ABSTRACT

UN Sustainable Development Goal (SDG) 7 asks us to “ensure access to affordable, reliable sustainable and modern energy for all”. 1 This chapter provides a case study analysis of the challenges associated with designing for humanitarian concerns regarding displaced populations and their energy requirements in the broadest sense. The case is situated in sub-Saharan Africa during a UK-funded Global Challenges research project titled Energy and Forced Displacement: A Qualitative Approach to Light, Heat and Power in Refugee Camps and involves designers, anthropologists and associated stakeholders. The goal of the project is to understand ways in which qualitative methods, analysis and insights regarding energy requirements of the displaced communities can inform future policy practices for access to energy and the procurement of intermediary devices necessary to convert it. In this chapter, service and system design approaches are considered through anthropological perspectives, whereby energy objects are brought into the frame of analysis. Strategies of adaptation are witnessed, associated with transitions at the local level through frugal and informal approaches to innovation by the displaced communities themselves. The case study focuses on a particular set of entangled intermediaries relating to heating and cooking: firewood, charcoal and liquefied petroleum gas (LPG).

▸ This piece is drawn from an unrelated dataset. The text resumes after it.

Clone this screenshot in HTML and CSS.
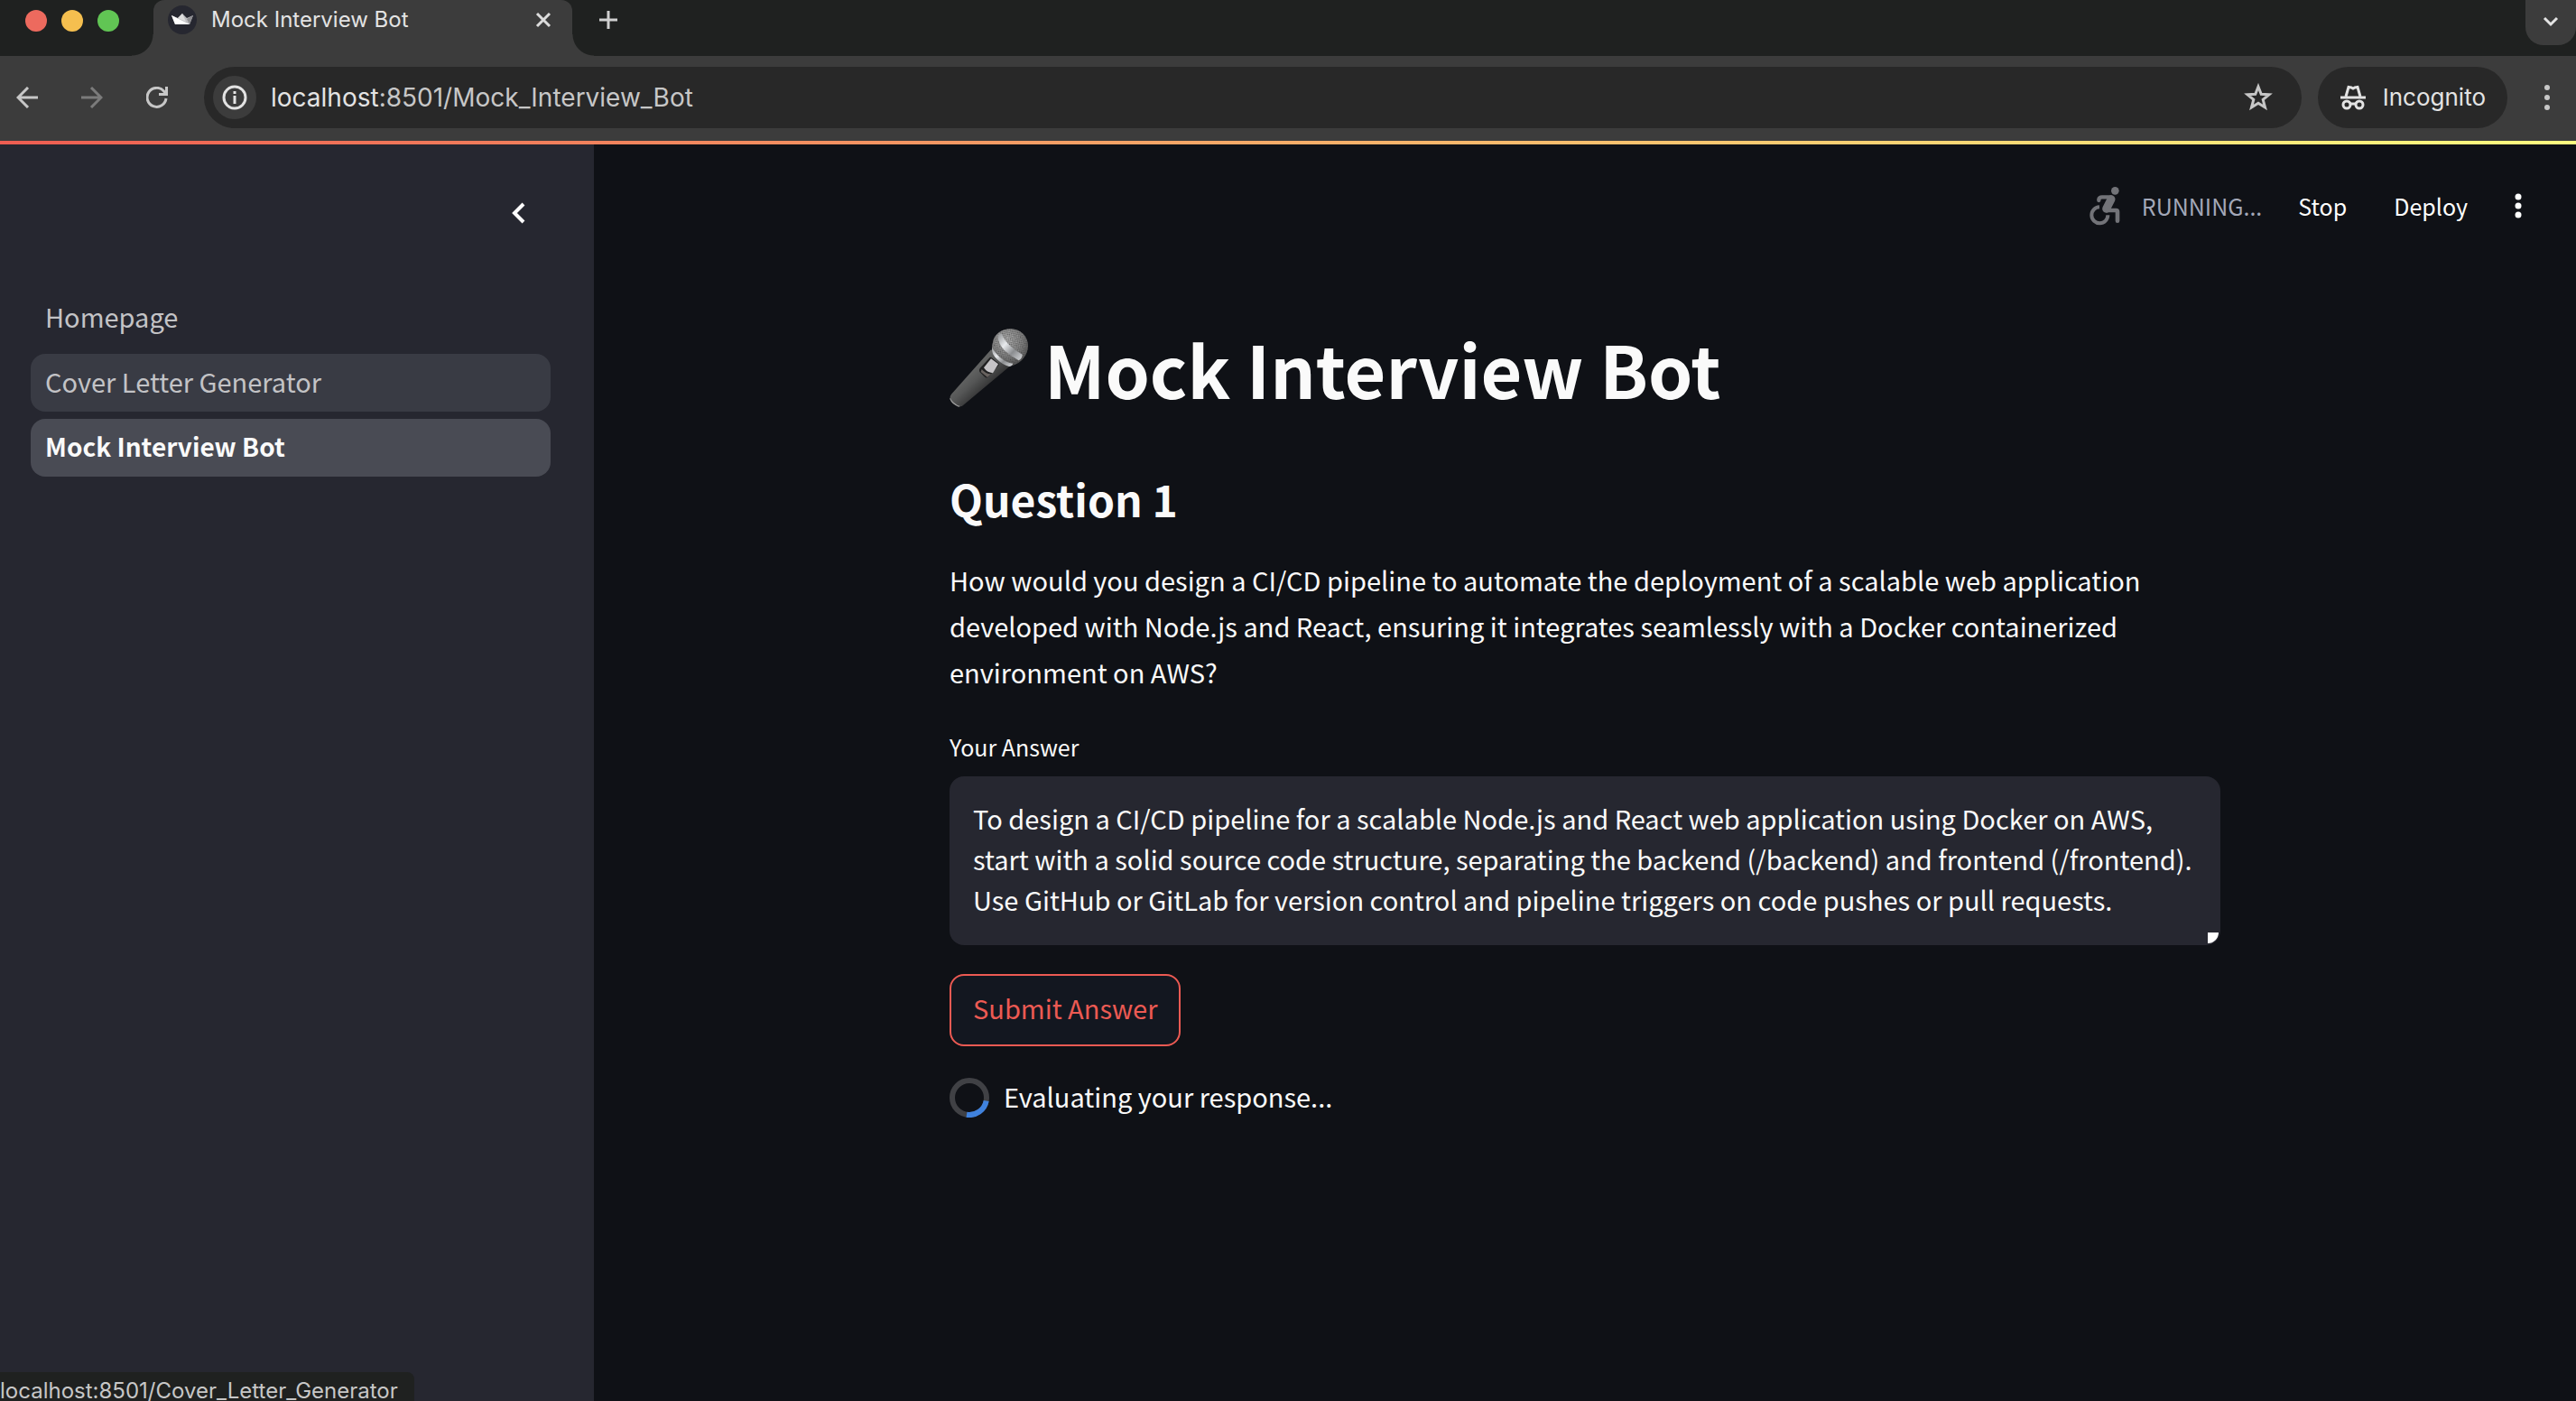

The case study highlights that potential approaches for product and service design solutions are numerous, but a particular tension exists inherent within the SDG7 phrasing itself: that access to energy should be affordable, reliable, sustainable and modern. Our case study highlights the complex sets of entangled circumstances which often result in generic design approaches which do not yet currently fulfil the logical condition of ‘and’ in SDG7. More often than not, compromises are involved as a result of these top-down approaches to humanitarian design practices, which result in affordable, reliable, sustainable or modern energy within these particular communities, leading to suboptimal solutions and propositions.